--- Entries shown ---

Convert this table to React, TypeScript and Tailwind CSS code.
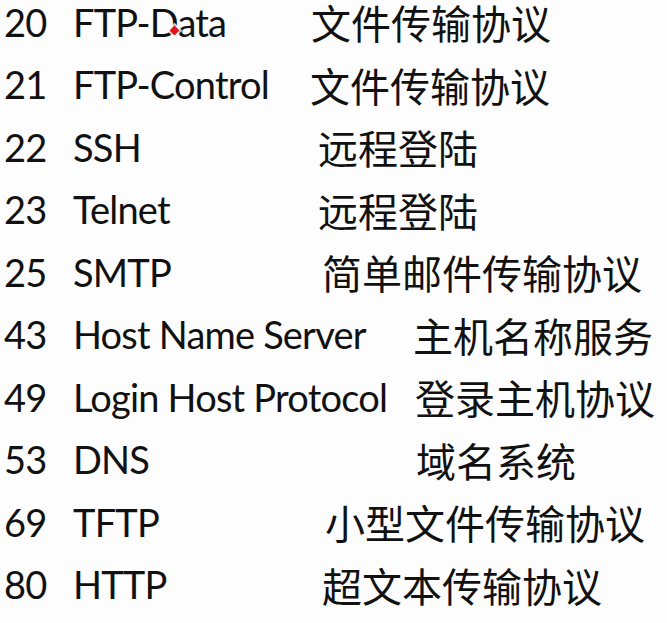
const rows = [
  { port: '20', name: 'FTP-Data', zh: '文件传输协议', left: 'w-[311px]' },
  { port: '21', name: 'FTP-Control', zh: '文件传输协议', left: 'w-[310px]' },
  { port: '22', name: 'SSH', zh: '远程登陆', left: 'w-[318px]' },
  { port: '23', name: 'Telnet', zh: '远程登陆', left: 'w-[318px]' },
  { port: '25', name: 'SMTP', zh: '简单邮件传输协议', left: 'w-[322px]' },
  { port: '43', name: 'Host Name Server', zh: '主机名称服务', left: 'w-[413px]' },
  { port: '49', name: 'Login Host Protocol', zh: '登录主机协议', left: 'w-[415px]' },
  { port: '53', name: 'DNS', zh: '域名系统', left: 'w-[416px]' },
  { port: '69', name: 'TFTP', zh: '小型文件传输协议', left: 'w-[325px]' },
  { port: '80', name: 'HTTP', zh: '超文本传输协议', left: 'w-[322px]' },
]

export default function App() {
  return (
    <div className="relative w-[667px] h-[623px] overflow-hidden bg-[#fdfdfd] text-[#111]">
      <div className="mt-[-9px] flex flex-col">
        {rows.map((r) => (
          <div key={r.port} className="flex h-[62.5px] items-center">
            <div className={`${r.left} flex shrink-0 items-center font-['Lato',sans-serif] text-[38px] leading-normal tracking-[-0.8px]`}>
              <span className="w-[73px] pl-[4px]">{r.port}</span>
              <span className="whitespace-nowrap">{r.name}</span>
            </div>
            <span className="whitespace-nowrap font-['Noto_Sans_CJK_SC',sans-serif] text-[40px] leading-normal">
              {r.zh}
            </span>
          </div>
        ))}
      </div>
      {/* laser pointer dot */}
      <div className="absolute left-[171px] top-[27px] h-[7px] w-[7px] rotate-45 bg-[#e0141e] ring-2 ring-white/80" />
    </div>
  )
}
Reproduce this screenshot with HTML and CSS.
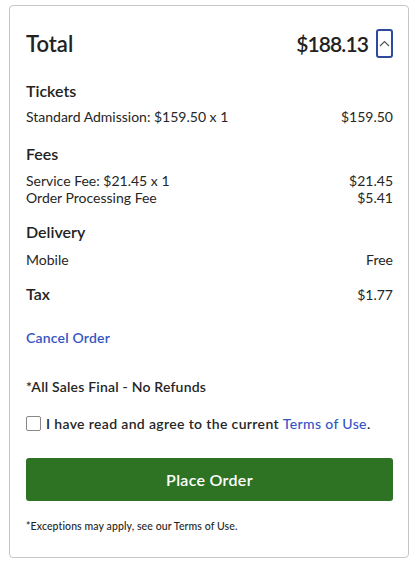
FILE: index.html
```html
<!DOCTYPE html>
<html lang="en">
<head>
<meta charset="utf-8">
<link rel="stylesheet" href="styles.css">
</head>
<body>
<div class="card">
  <div class="header">
    <span class="total-label">Total</span>
    <div class="total-right">
      <span class="total-amount">$188.13</span>
      <button class="toggle" aria-label="Collapse">
        <svg width="11" height="7" viewBox="0 0 11 7"><path d="M1 6 L5.5 1.5 L10 6" fill="none" stroke="#555" stroke-width="1.2"/></svg>
      </button>
    </div>
  </div>

  <div class="section sec-tickets">
    <div class="heading">Tickets</div>
    <div class="row"><span>Standard Admission: $159.50 x 1</span><span>$159.50</span></div>
  </div>

  <div class="section sec-fees">
    <div class="heading">Fees</div>
    <div class="row"><span>Service Fee: $21.45 x 1</span><span>$21.45</span></div>
    <div class="row"><span>Order Processing Fee</span><span>$5.41</span></div>
  </div>

  <div class="section sec-delivery">
    <div class="heading">Delivery</div>
    <div class="row"><span>Mobile</span><span>Free</span></div>
  </div>

  <div class="section sec-tax">
    <div class="row tax-row"><span class="heading">Tax</span><span>$1.77</span></div>
  </div>

  <a class="cancel" href="#">Cancel Order</a>

  <div class="final">*All Sales Final - No Refunds</div>

  <label class="agree">
    <span class="checkbox"></span>
    <span>I have read and agree to the current <a href="#" class="terms">Terms of Use</a>.</span>
  </label>

  <button class="place">Place Order</button>

  <div class="exceptions">*Exceptions may apply, see our Terms of Use.</div>
</div>
</body>
</html>
```
FILE: styles.css
```css
* { box-sizing: border-box; }
body {
  margin: 0;
  background: #fff;
  font-family: Lato, "Open Sans", sans-serif;
  color: #262626;
}
.card {
  margin: 5px 0 0 9px;
  width: 400px;
  height: 553px;
  border: 1px solid #c6c6c6;
  border-radius: 4px;
  padding: 23px 15px 0 16px;
  display: flex;
  flex-direction: column;
}
.header {
  display: flex;
  justify-content: space-between;
  align-items: center;
  height: 29px;
}
.total-label, .total-amount {
  font-size: 22px;
  font-weight: 600;
  color: #222;
}
.total-amount { font-size: 21px; letter-spacing: -0.9px; }
.total-right {
  display: flex;
  align-items: center;
  gap: 8px;
}
.toggle {
  width: 17px;
  height: 29px;
  border: 2px solid #2f4a9c;
  border-radius: 3px;
  background: #fff;
  padding: 0;
  display: flex;
  align-items: center;
  justify-content: center;
}
.heading {
  font-size: 16px;
  line-height: 20px;
  font-weight: 600;
  color: #222;
}
.row {
  display: flex;
  justify-content: space-between;
  font-size: 14px;
  line-height: 17px;
}
.sec-tickets { margin-top: 23px; }
.sec-tickets .heading { margin-bottom: 7px; }
.sec-fees { margin-top: 19px; }
.sec-fees .heading { margin-bottom: 8px; }
.sec-delivery { margin-top: 16px; }
.sec-delivery .heading { margin-bottom: 9px; }
.sec-tax { margin-top: 16px; }
.tax-row { align-items: center; }
.cancel {
  margin-top: 25px;
  font-size: 14px;
  line-height: 17px;
  font-weight: 600;
  color: #3555c4;
  text-decoration: none;
  align-self: flex-start;
  letter-spacing: 0.2px;
}
.final {
  margin-top: 32px;
  font-size: 14px;
  line-height: 17px;
  font-weight: 600;
  letter-spacing: 0.2px;
}
.agree {
  margin-top: 20px;
  display: flex;
  align-items: center;
  gap: 5px;
  font-size: 14px;
  line-height: 17px;
  font-weight: 600;
  letter-spacing: 0.35px;
}
.checkbox {
  width: 15px;
  height: 15px;
  border: 1px solid #888;
  border-radius: 2px;
  flex: none;
}
.terms {
  color: #3555c4;
  text-decoration: none;
  font-weight: 500;
}
.place {
  margin-top: 26px;
  height: 43px;
  width: 100%;
  border: none;
  border-radius: 3px;
  background: #2e7324;
  color: #fff;
  font-family: inherit;
  font-size: 16px;
  font-weight: 600;
  letter-spacing: 0.3px;
}
.exceptions {
  margin-top: 19px;
  font-size: 10.5px;
  line-height: 12px;
  font-weight: 500;
  letter-spacing: 0.1px;
}
```
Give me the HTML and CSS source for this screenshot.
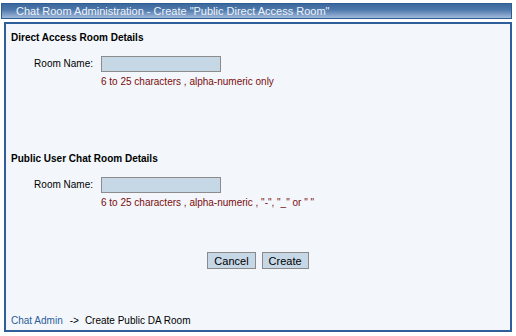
FILE: index.html
```html
<!DOCTYPE html>
<html>
<head>
    <meta http-equiv="Content-Type" content="text/html; charset=utf-8">
    <title>Chat Room Administration</title>
    <link rel="stylesheet" href="styles.css">
</head>
<body>
    <div class="title-bar">Chat Room Administration - Create "Public Direct Access Room"</div>

    <div class="panel">
        <div class="group">
            <div class="group-title">Direct Access Room Details</div>
            <div class="field">
                <label class="field-label" for="da-name">Room Name:</label>
                <div class="field-body">
                    <input class="text-input" id="da-name" type="text">
                    <div class="hint">6 to 25 characters , alpha-numeric only</div>
                </div>
            </div>
        </div>

        <div class="group group-second">
            <div class="group-title">Public User Chat Room Details</div>
            <div class="field">
                <label class="field-label" for="pu-name">Room Name:</label>
                <div class="field-body">
                    <input class="text-input" id="pu-name" type="text">
                    <div class="hint">6 to 25 characters , alpha-numeric , "-", "_" or " "</div>
                </div>
            </div>
        </div>

        <div class="actions">
            <button class="btn" type="button">Cancel</button>
            <button class="btn" type="button">Create</button>
        </div>

        <div class="crumbs">
            <a href="#" class="crumb-link">Chat Admin</a><span class="crumb-arrow">-&gt;</span><span>Create Public DA Room</span>
        </div>
    </div>
</body>
</html>
```

FILE: styles.css
```css
body, html {
    margin: 0;
    height: 100%;
    background: #fff;
    font-family: Tahoma, "Liberation Sans", Arial, sans-serif;
    font-size: 10px;
    color: #000;
    overflow: hidden;
}

body {
    padding-top: 3px;
    box-sizing: border-box;
}

.title-bar {
    margin-left: 1px;
    width: 511px;
    height: 16px;
    box-sizing: border-box;
    border: 1px solid #2d5b94;
    background: linear-gradient(#3c689d, #4b77aa 40%, #7898c3 70%, #a1bada);
    color: #eef3f9;
    font-size: 11px;
    line-height: 14px;
    padding-left: 14px;
    white-space: nowrap;
}

.panel {
    margin: 3px 0 0 4px;
    width: 508px;
    height: 310px;
    box-sizing: border-box;
    border: 2px solid #2f5f9b;
    background: #f3f7fb;
    padding: 7px 0 0 5px;
    display: flex;
    flex-direction: column;
}

.group-title {
    font-weight: bold;
    line-height: 13px;
    height: 13px;
}

.group-second {
    margin-top: 64px;
}

.field {
    display: flex;
    margin-top: 12px;
}

.field-label {
    width: 82px;
    text-align: right;
    line-height: 16px;
    margin-right: 8px;
}

.text-input {
    display: block;
    width: 120px;
    height: 16px;
    box-sizing: border-box;
    margin: 0;
    border: 1px solid #8c8c8c;
    background: #c6d7e6;
    padding: 0;
}

.hint {
    margin-top: 3px;
    line-height: 13px;
    color: #7b0c0c;
    white-space: nowrap;
}

.actions {
    display: flex;
    justify-content: center;
    gap: 6px;
    margin-top: 43px;
    margin-left: -5px;
}

.btn {
    height: 17px;
    box-sizing: border-box;
    padding: 0 6px;
    margin: 0;
    border: 1px solid #8a8a8a;
    background: #c6d7e6;
    font-family: Tahoma, "Liberation Sans", Arial, sans-serif;
    font-size: 11px;
    line-height: 14px;
    color: #000;
}

.crumbs {
    margin-top: 45px;
    line-height: 13px;
    white-space: nowrap;
}

.crumb-link {
    color: #2b5b98;
    text-decoration: none;
}

.crumb-arrow {
    margin: 0 6px 0 7px;
}
```
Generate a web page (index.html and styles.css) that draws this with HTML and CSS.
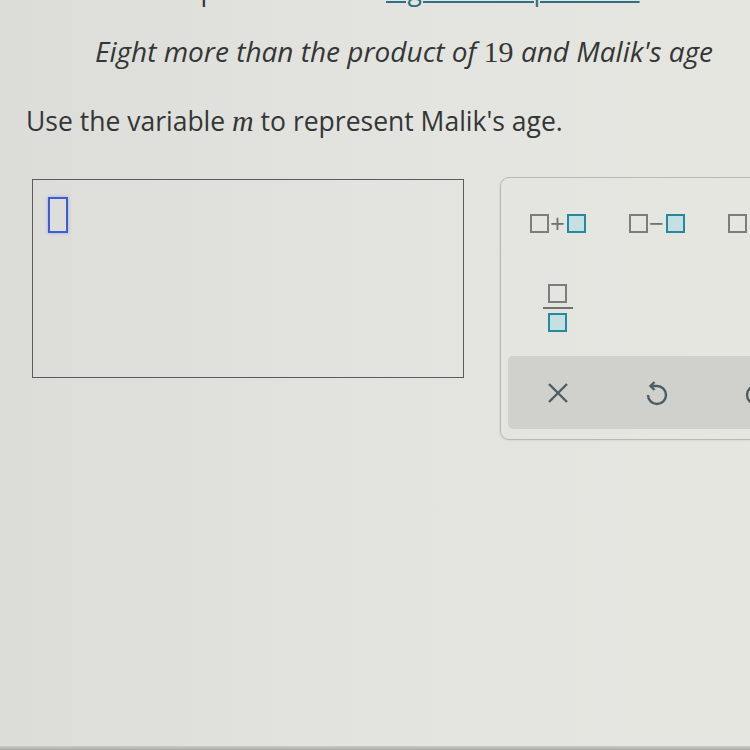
FILE: index.html
```html
<!DOCTYPE html>
<html>
<head>
<meta charset="utf-8">
<link rel="stylesheet" href="styles.css">
</head>
<body>
<div class="page">
  <p class="intro">Translate this phrase into an <a class="term" href="#">algebraic expression</a>.</p>
  <p class="phrase">Eight more than the product of <span class="num">19</span> and Malik's age</p>
  <p class="hint">Use the variable <span class="var">m</span> to represent Malik's age.</p>
  <div class="answer-row">
    <div class="answer-box"><span class="cursor"></span></div>
    <div class="keypad">
      <div class="keys">
        <button class="key"><span class="sq"></span><span class="op">+</span><span class="sq teal"></span></button>
        <button class="key"><span class="sq"></span><span class="op minus">−</span><span class="sq teal"></span></button>
        <button class="key"><span class="sq"></span><span class="op">·</span><span class="sq teal"></span></button>
        <button class="key"><span class="frac"><span class="sq"></span><span class="bar"></span><span class="sq teal"></span></span></button>
      </div>
      <div class="actions">
        <button class="act"><svg width="22" height="22" viewBox="0 0 22 22"><path d="M2 2 L20 20 M20 2 L2 20" stroke="#4c5d63" stroke-width="2.4" fill="none"/></svg></button>
        <button class="act"><svg width="24" height="30" viewBox="0 0 24 30"><path d="M6 8 H12 A9 9 0 1 1 3 17" stroke="#4c5d63" stroke-width="2.4" fill="none"/><path d="M9.5 4 L5.5 8 L9.5 12" stroke="#4c5d63" stroke-width="2.4" fill="none"/></svg></button>
        <button class="act"><svg width="24" height="30" viewBox="0 0 24 30"><path d="M18 8 H12 A9 9 0 1 0 21 17" stroke="#4c5d63" stroke-width="2.4" fill="none"/><path d="M14.5 4 L18.5 8 L14.5 12" stroke="#4c5d63" stroke-width="2.4" fill="none"/></svg></button>
      </div>
    </div>
  </div>
  <div class="bezel"></div>
</div>
</body>
</html>
```
FILE: styles.css
```css
html, body {
  margin: 0;
  padding: 0;
}
body {
  width: 750px;
  height: 750px;
  overflow: hidden;
  background: linear-gradient(90deg, #dcddd8 0%, #e3e4df 50%, #e6e6e1 100%);
  font-family: "Open Sans", "DejaVu Sans", sans-serif;
  color: #343636;
}
.page {
  height: 750px;
  display: flex;
  flex-direction: column;
}
.intro {
  margin: -28px 0 0 27px;
  font-size: 26.5px;
  line-height: 36px;
  white-space: nowrap;
}
.term {
  color: #2f6f86;
  text-decoration: underline;
  text-decoration-thickness: 2px;
  text-underline-offset: 1px;
}
.phrase {
  margin: 25px 0 0 95px;
  font-size: 28px;
  font-style: italic;
  line-height: 36px;
  white-space: nowrap;
}
.num {
  font-family: "Liberation Serif", serif;
  font-style: normal;
  font-size: 30px;
}
.hint {
  margin: 33px 0 0 26px;
  font-size: 26.5px;
  line-height: 36px;
  white-space: nowrap;
}
.var {
  font-family: "Liberation Serif", serif;
  font-style: italic;
  font-size: 30px;
}
.answer-row {
  margin-top: 40px;
  display: flex;
  align-items: flex-start;
  padding-left: 32px;
  gap: 36px;
}
.answer-box {
  flex: none;
  width: 432px;
  height: 199px;
  border: 1px solid #5a5c5c;
  padding: 17px 0 0 15px;
  box-sizing: border-box;
}
.cursor {
  display: block;
  width: 20px;
  height: 36px;
  box-sizing: border-box;
  border: 2px solid #3f5bd6;
  box-shadow: 0 0 3px rgba(80, 110, 230, 0.5);
}
.keypad {
  flex: none;
  width: 330px;
  margin-top: -2px;
  border: 1px solid #b7b9b4;
  border-radius: 9px;
  padding: 12px 0 10px 7px;
  box-shadow: -1px 1px 2px rgba(0,0,0,0.06);
}
.keys {
  display: grid;
  grid-template-columns: repeat(3, 99px);
  grid-auto-rows: 66px;
  row-gap: 19px;
}
.key, .act {
  border: none;
  background: none;
  padding: 0;
  display: flex;
  align-items: center;
  justify-content: center;
  font-family: inherit;
}
.key .op {
  color: #6f7272;
  font-size: 26px;
  line-height: 18px;
  width: 18px;
  text-align: center;
}
.sq {
  display: block;
  width: 19px;
  height: 19px;
  box-sizing: border-box;
  border: 2.5px solid #7b7d7d;
}
.sq.teal {
  border-color: #24899e;
  background: #c6dfe2;
}
.frac {
  display: flex;
  flex-direction: column;
  align-items: center;
  gap: 4px;
}
.frac .bar {
  display: block;
  width: 30px;
  height: 2px;
  background: #6f7272;
}
.actions {
  margin-top: 15px;
  display: grid;
  grid-template-columns: repeat(3, 99px);
  height: 73px;
  background: #d0d1cc;
  border-radius: 5px 0 0 5px;
}
.bezel {
  margin-top: auto;
  height: 4px;
  background: linear-gradient(180deg, #c9cbc6, #a8aba6);
}
```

---

Copy out every line from the records that has the word "this".

Convert this table to React, TypeScript and Tailwind CSS code.
Reproduce this screenshot with HTML and CSS.
Give me the HTML and CSS source for this screenshot.
Generate a web page (index.html and styles.css) that draws this with HTML and CSS.
  <p class="intro">Translate this phrase into an <a class="term" href="#">algebraic expression</a>.</p>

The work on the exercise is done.